Sudaki Suretler, deresinde sermayenin eline, hükmüne ya da makinesine izin vermeyen halkların ve mücadelenin belgeseli. Birçok yerde gösterildi, olumlu/olumsuz eleştiriyle boyunun ölçüsünü ala ala yoluna devam ediyor. Belgeseli üretenler ise yapımcısı İnşaat Mühendisleri Odası’ndan sesçisine, altyazıcısından yönetmenine hülasa tüm ekip uzunca bir zamandır bir dert taşıyor:
Bilindiği üzere 31 Mayıs’ta Hopa’da, HES’lere karşı gelen ve direnen Metin (Lokumcu) öğretmenimiz yaşamını yitirmiştir. O gün, yılların güneşli, yeşil/mavi ve ferah mı ferah Hopa’sını, siyah takım/karagözlüklü ya da kasklı/coplu bir dizi güvenlikçi, AKP’ye Hopa Mitingi için uygun koşullar üreteceğiz diyerek bozup yerine 2-3 saatlik, korkunç, gıpgri ve gazlı ve takır takır silah sesli bir Hopa yaratmışlardır. İşte bu 2-3 saat ömürlük Hopa’da gerçekleşmiştir öğretmenimizin ölümü.
Akşamında acımızı sorumluların yüzüne yüzüne haykırmak ve acil adalet demek için Ankara’da Emek ve Demokrasi Örgütlerinin davetine icabet, siyah bir çelenk ile AKP Ankara İl Başkanlığına yürüyen bizleri, polis, barikatıyla karşılayıp yolumuzu kesmiş, acımızı seslemeye salmamıştır. İlerleyen günlerde de yürüyüşe katılanlar üzerinden teknik, artistik ve silindirik takiplerle önce gözaltılar ve peşi sıra tutuklamalar geçekleşmiştir.

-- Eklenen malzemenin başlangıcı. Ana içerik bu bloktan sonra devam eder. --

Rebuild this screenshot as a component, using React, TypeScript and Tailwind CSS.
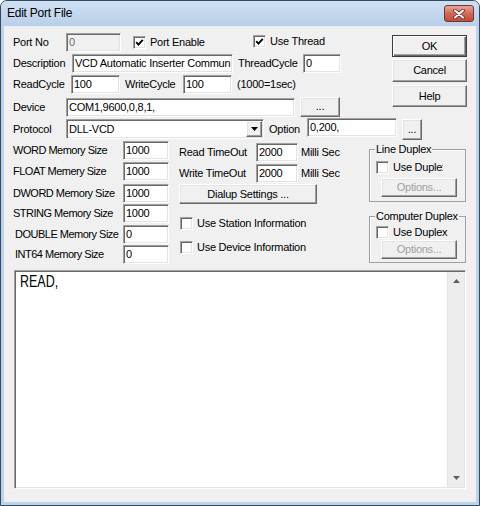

Dert buradadır: Filmin kameramanı, ses ve ışıkta gönüllü asistan, ses çözümlemeden montaja, tüm çekim sonrası işlerinin emekçisi Çağrı Yılmaz, sözünü ettiğimiz süreçte aramızdan alınıp, Sincan F Tipi’ne götürülmüştür.
Onca zaman sonra ilk duruşma 9 Aralık Cuma günü görülecek. Mahkeme öncesinde ifade etmek isteriz ki; terör ve terörist imalı suçlamaları, objektiflerimizle, mikrofonlarımızla, ışıklarımızla ve hafıza kartlarımızla karşılıyoruz ve anlam, paylaşım, estetik ve bilgi emekçisi bizlerin parçası ve bir Hopa’lı olan Çağrı Yılmaz’ın derhal bırakılmasını talep ediyoruz.
Sudaki Suretler belgesel ekibi olarak, tüm bu dertlerimizi ifade edeceğimiz ve kamuoyuyla paylaşacağımız basın toplantımızda, dost omuzlarınızı omuz başımızda görmek istiyoruz.
Sonrasında biz 09 Aralık 2011’de Çağrı’mızı beklemek için adliye kapısında olacağız. Orada da İhtiyaç duyduğumuz, sinemacıların ve sinema gönüllülerinin desteğini beklediğimizi ifade etmek isteriz.
Sanatın ve emeğin ortak değerlerini birlikte savunmayadır çağrımız.